* _Exercise requirements_: Scan the data for lines with "Tailwind" and report the count by itself.

* _Input data_:
+ + + + + + +

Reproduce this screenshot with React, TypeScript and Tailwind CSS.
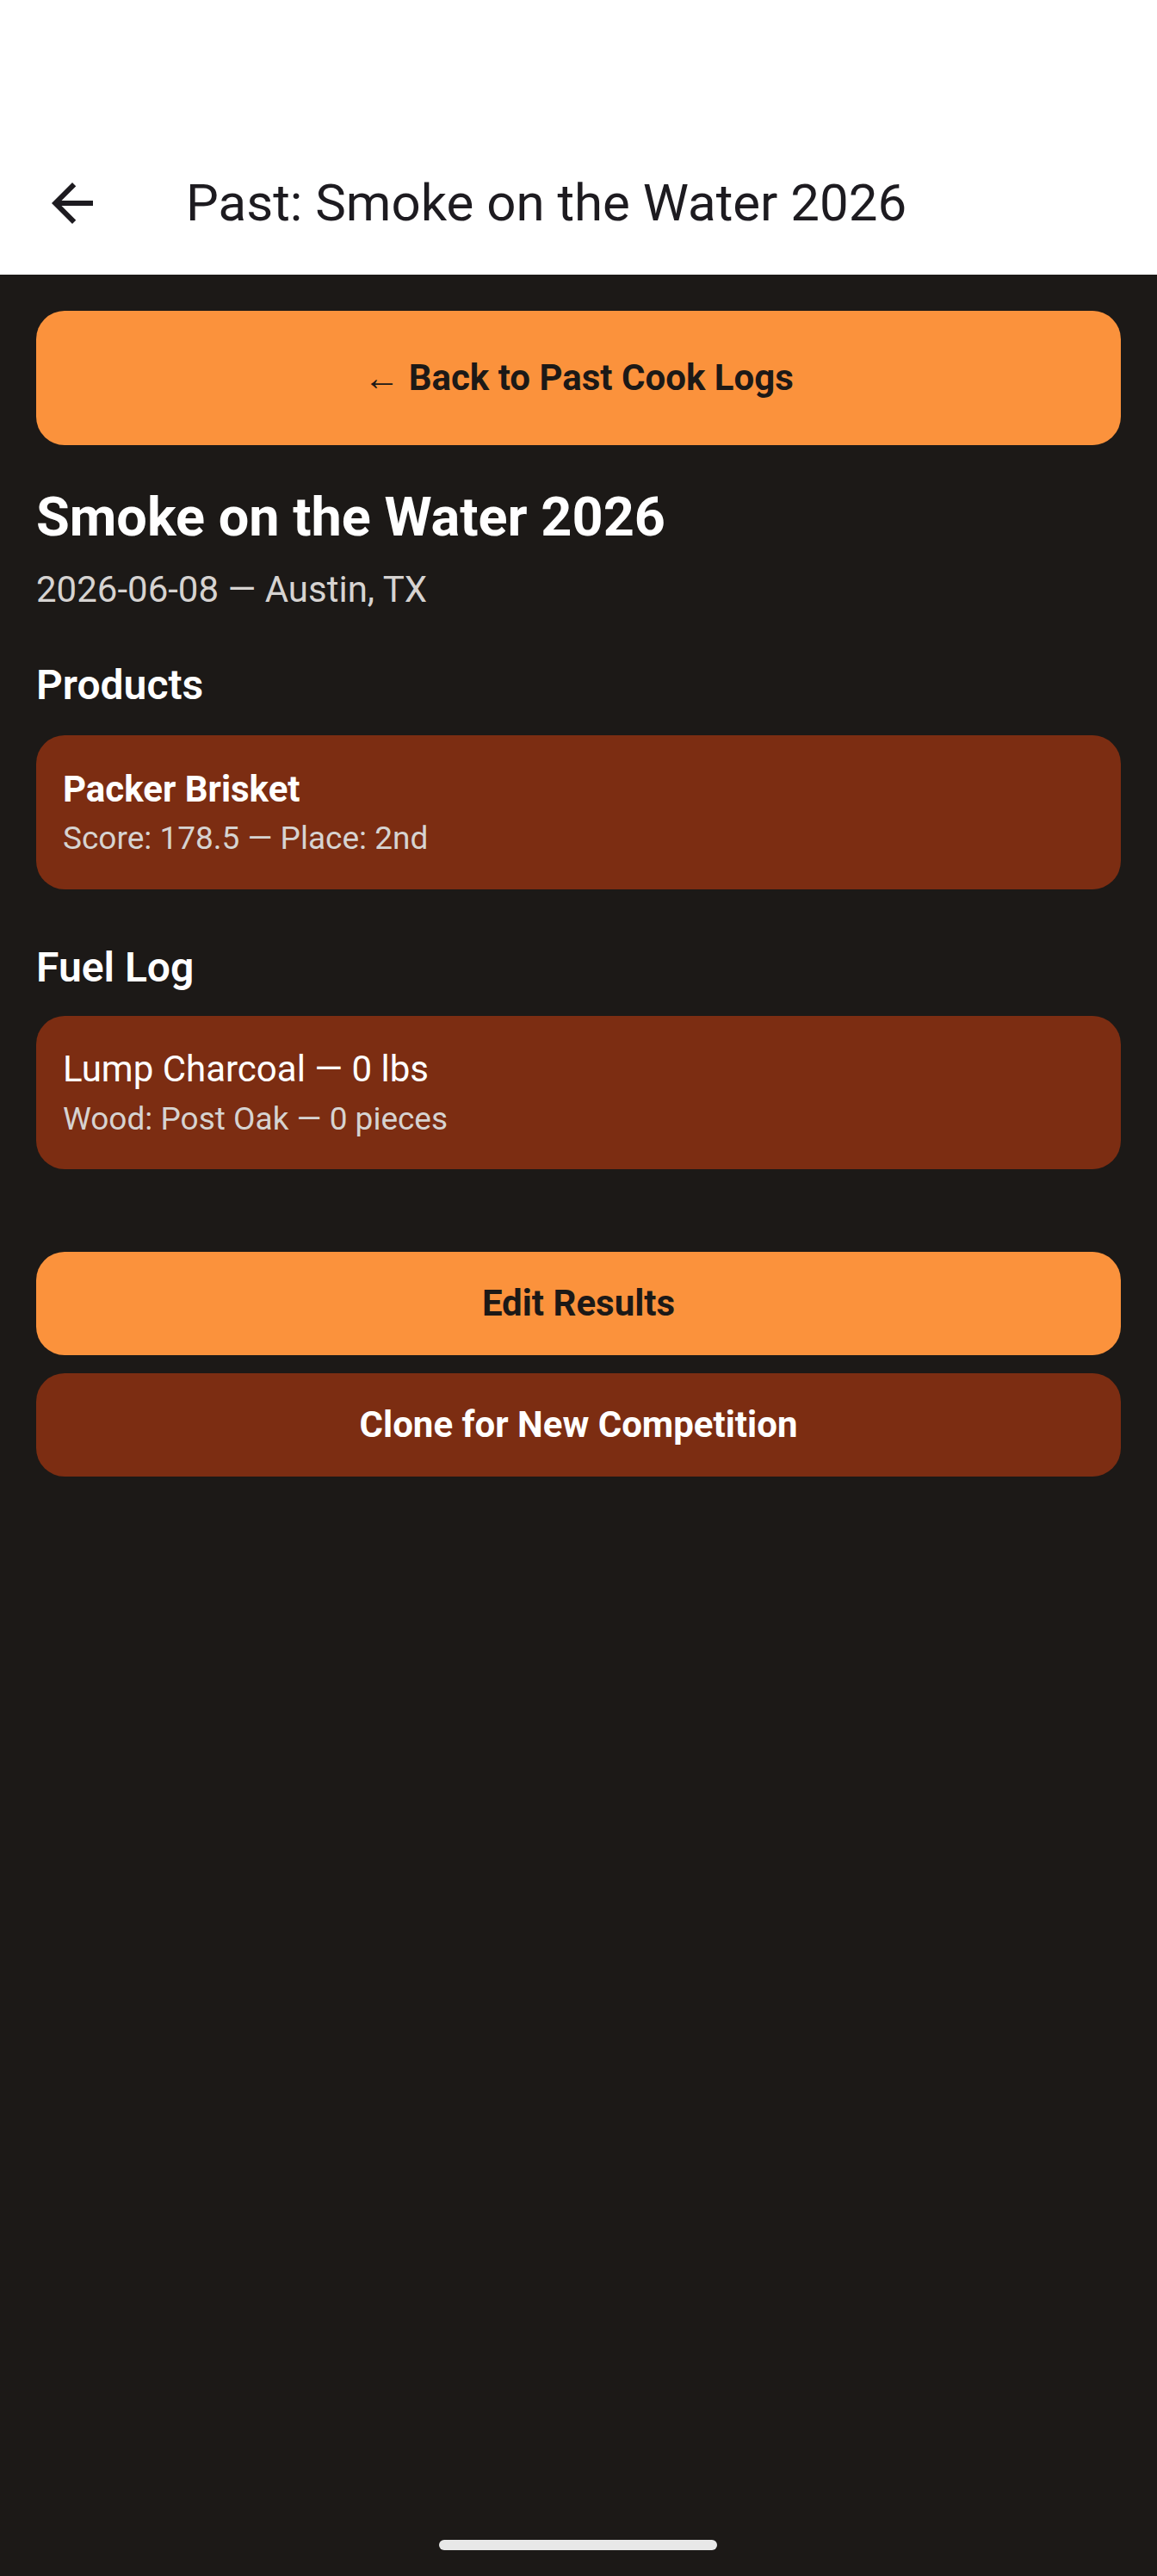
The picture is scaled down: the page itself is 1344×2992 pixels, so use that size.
import React from "react";

export default function App() {
  const font = { fontFamily: "Roboto, 'Noto Sans', sans-serif" };
  return (
    <div className="relative min-h-[2992px] w-[1344px] bg-[#1c1917]" style={font}>
      {/* Top bar */}
      <div className="h-[319px] bg-white flex items-end">
        <div className="flex items-center h-[166px] w-full">
          <div className="ml-[48px] w-[72px] h-[72px] flex items-center justify-center">
            <svg viewBox="0 0 24 24" width="72" height="72" fill="#1d1b20">
              <path d="M20 11H7.83l5.59-5.59L12 4l-8 8 8 8 1.41-1.41L7.83 13H20v-2z" />
            </svg>
          </div>
          <div className="ml-[96px] text-[60px] leading-[72px] text-[#1d1b20]">
            Past: Smoke on the Water 2026
          </div>
        </div>
      </div>

      <div className="px-[42px]">
        <button className="mt-[42px] w-full h-[156px] rounded-[33px] bg-[#fb923c] text-[#1c1917] text-[42px] font-bold leading-[50px]">
          ← Back to Past Cook Logs
        </button>

        <div className="mt-[46px] text-white text-[63px] leading-[76px] font-bold">
          Smoke on the Water 2026
        </div>
        <div className="mt-[21px] text-[#d6d3d1] text-[42px] leading-[50px]">
          2026-06-08 — Austin, TX
        </div>

        <div className="mt-[58px] text-white text-[48px] leading-[56px] font-semibold">
          Products
        </div>
        <div className="mt-[30px] rounded-[33px] bg-[#7c2d12] px-[31px] pt-[38px] pb-[37px]">
          <div className="text-white text-[42px] leading-[50px] font-bold">Packer Brisket</div>
          <div className="mt-[10px] text-[#d6d3d1] text-[37px] leading-[44px]">
            Score: 178.5 — Place: 2nd
          </div>
        </div>

        <div className="mt-[63px] text-white text-[48px] leading-[56px] font-semibold">
          Fuel Log
        </div>
        <div className="mt-[28px] rounded-[33px] bg-[#7c2d12] px-[31px] pt-[37px] pb-[36px]">
          <div className="text-white text-[42px] leading-[50px]">Lump Charcoal — 0 lbs</div>
          <div className="mt-[11px] text-[#d6d3d1] text-[37px] leading-[44px]">
            Wood: Post Oak — 0 pieces
          </div>
        </div>

        <button className="mt-[96px] w-full h-[120px] rounded-[33px] bg-[#fb923c] text-[#1c1917] text-[42px] font-bold leading-[50px]">
          Edit Results
        </button>
        <button className="mt-[21px] w-full h-[120px] rounded-[33px] bg-[#7c2d12] text-white text-[42px] font-bold leading-[50px]">
          Clone for New Competition
        </button>
      </div>

      <div className="absolute left-[510px] top-[2950px] w-[323px] h-[12px] rounded-full bg-[#e8e8e8]" />
    </div>
  );
}
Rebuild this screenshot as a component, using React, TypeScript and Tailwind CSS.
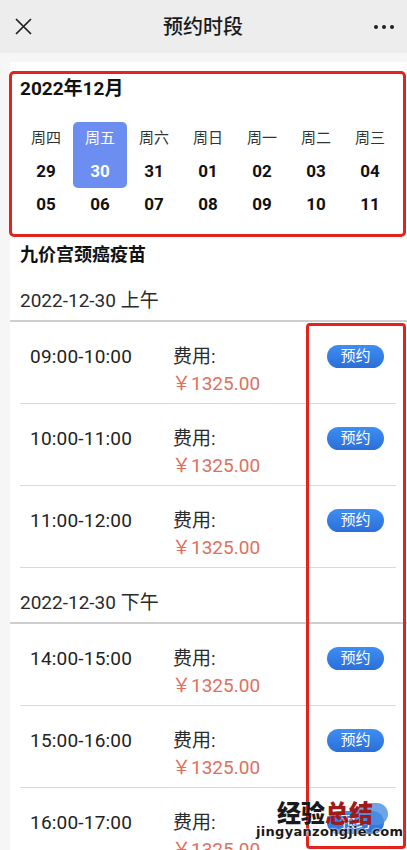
import React from "react";

const FONT = { fontFamily: 'Roboto, "Noto Sans CJK SC", sans-serif' };

const weekdays = ["周四", "周五", "周六", "周日", "周一", "周二", "周三"];
const row1 = ["29", "30", "31", "01", "02", "03", "04"];
const row2 = ["05", "06", "07", "08", "09", "10", "11"];

function Slot({ time }: { time: string }) {
  return (
    <div className="ml-[10px] mr-[11px] h-[82px] border-b border-[#dadada] flex">
      <div className="w-[153px] pl-[10px] pt-[22px] text-[19px] leading-[26px] text-[#222] tracking-[0.2px]">{time}</div>
      <div className="flex-1 pt-[22px]">
        <div className="text-[19px] leading-[26px] text-[#2a2a2a]">费用:</div>
        <div className="text-[19px] leading-[24px] text-[#e0705c] -ml-[1px]">
          <span style={{ fontFamily: '"Noto Sans CJK SC", sans-serif' }}>￥</span>1325.00
        </div>
      </div>
      <div className="pt-[23px] pr-[12px]">
        <div className="w-[57px] h-[23px] rounded-full bg-gradient-to-b from-[#3f8ef2] to-[#2a6fd8] text-white text-[15px] leading-[23px] text-center">
          预约
        </div>
      </div>
    </div>
  );
}

function SectionHead({ label }: { label: string }) {
  return (
    <div className="h-[56px] flex items-end pb-[6px] pl-[10px] border-b-2 border-[#cfcfcf] text-[19px] leading-[26px] text-[#2a2a2a]">
      {label}
    </div>
  );
}

export default function App() {
  return (
    <div className="relative w-[407px] h-[850px] overflow-hidden bg-[#f6f6f6]" style={FONT}>
      {/* header */}
      <div className="h-[53px] bg-[#ededed] flex items-center justify-between px-[12px]">
        <svg width="21" height="21" viewBox="0 0 21 21" className="ml-[1px]">
          <path d="M3 3 L18 18 M18 3 L3 18" stroke="#1f1f1f" strokeWidth="1.7" fill="none" />
        </svg>
        <div className="text-[20px] font-medium text-[#1a1a1a] -ml-[2px]">预约时段</div>
        <div className="flex gap-[4px] items-center mr-[1px]">
          <span className="w-[4px] h-[4px] rounded-full bg-[#1f1f1f]" />
          <span className="w-[4px] h-[4px] rounded-full bg-[#1f1f1f]" />
          <span className="w-[4px] h-[4px] rounded-full bg-[#1f1f1f]" />
        </div>
      </div>

      {/* content */}
      <div className="ml-[10px] mt-[9px] bg-white h-[900px]">
        {/* calendar */}
        <div className="pt-[14px] px-[9px] pb-[20px]">
          <div className="text-[19px] font-bold leading-[26px] text-[#111] pl-[1px]">2022年12月</div>
          <div className="mt-[20px] grid grid-cols-[repeat(7,54px)] grid-rows-[33px_33px_33px]">
            {weekdays.map((w, i) => (
              <div
                key={w}
                className={
                  i === 1
                    ? "flex items-center justify-center text-[15px] text-white bg-[#6b8ef0] rounded-t-[5px]"
                    : "flex items-center justify-center text-[15px] text-[#333]"
                }
              >
                {w}
              </div>
            ))}
            {row1.map((d, i) => (
              <div
                key={d}
                className={
                  i === 1
                    ? "flex items-center justify-center text-[17px] font-bold text-white bg-[#6b8ef0] rounded-b-[5px]"
                    : "flex items-center justify-center text-[17px] font-bold text-[#111]"
                }
              >
                {d}
              </div>
            ))}
            {row2.map((d) => (
              <div key={d} className="flex items-center justify-center text-[17px] font-bold text-[#111]">
                {d}
              </div>
            ))}
          </div>
        </div>

        <div className="pl-[10px] pt-[1px] text-[18px] font-bold leading-[26px] text-[#111]">九价宫颈癌疫苗</div>

        <div className="-mt-[2px]">
          <SectionHead label="2022-12-30 上午" />
          <Slot time="09:00-10:00" />
          <Slot time="10:00-11:00" />
          <Slot time="11:00-12:00" />
          <SectionHead label="2022-12-30 下午" />
          <Slot time="14:00-15:00" />
          <Slot time="15:00-16:00" />
          <Slot time="16:00-17:00" />
        </div>
      </div>

      {/* red highlight boxes */}
      <div className="absolute left-[9px] top-[71px] w-[397px] h-[166px] border-[3px] border-[#e5231d] rounded-[5px] pointer-events-none" />
      <div className="absolute left-[306px] top-[323px] w-[100px] h-[526px] border-[3px] border-[#e5231d] rounded-[4px] pointer-events-none" />

      {/* watermark */}
      <div className="absolute left-[256px] top-[799px] w-[140px] pointer-events-none">
        <div className="absolute left-[100px] top-[4px] w-[32px] h-[22px] rounded-full bg-[#4a8fe0] opacity-80" />
        <div
          className="relative pl-[21px] text-[24px] font-black leading-[26px]"
          style={{ fontFamily: '"Noto Sans CJK SC", sans-serif' }}
        >
          <span className="text-[#1a1a1a]">经验</span>
          <span className="text-[#9e1b1b]">总结</span>
        </div>
        <div
          className="relative text-[13px] font-bold leading-[14px] text-[#1a1a1a] tracking-[0.3px]"
          style={{ fontFamily: '"DejaVu Sans", sans-serif', textShadow: "0 0 2px #fff, 0 0 2px #fff" }}
        >
          jingyanzongjie.com
        </div>
      </div>
    </div>
  );
}
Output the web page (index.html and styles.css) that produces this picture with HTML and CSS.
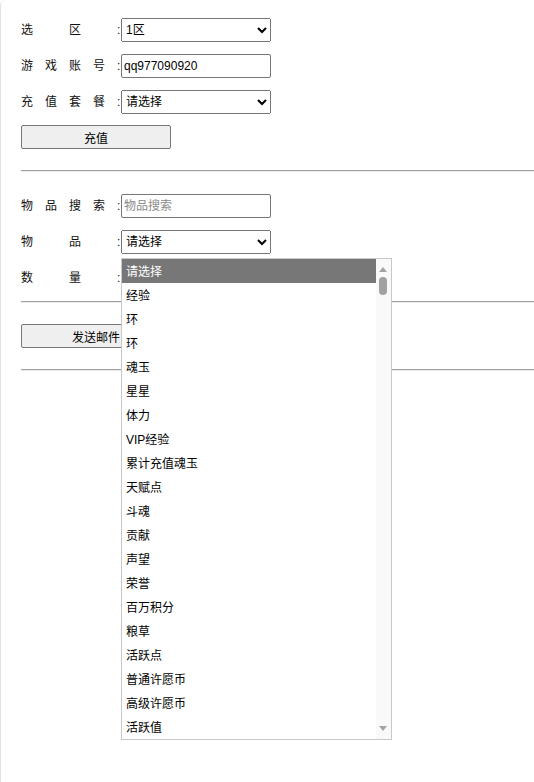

+ + + + + + +

* _Final result_: 2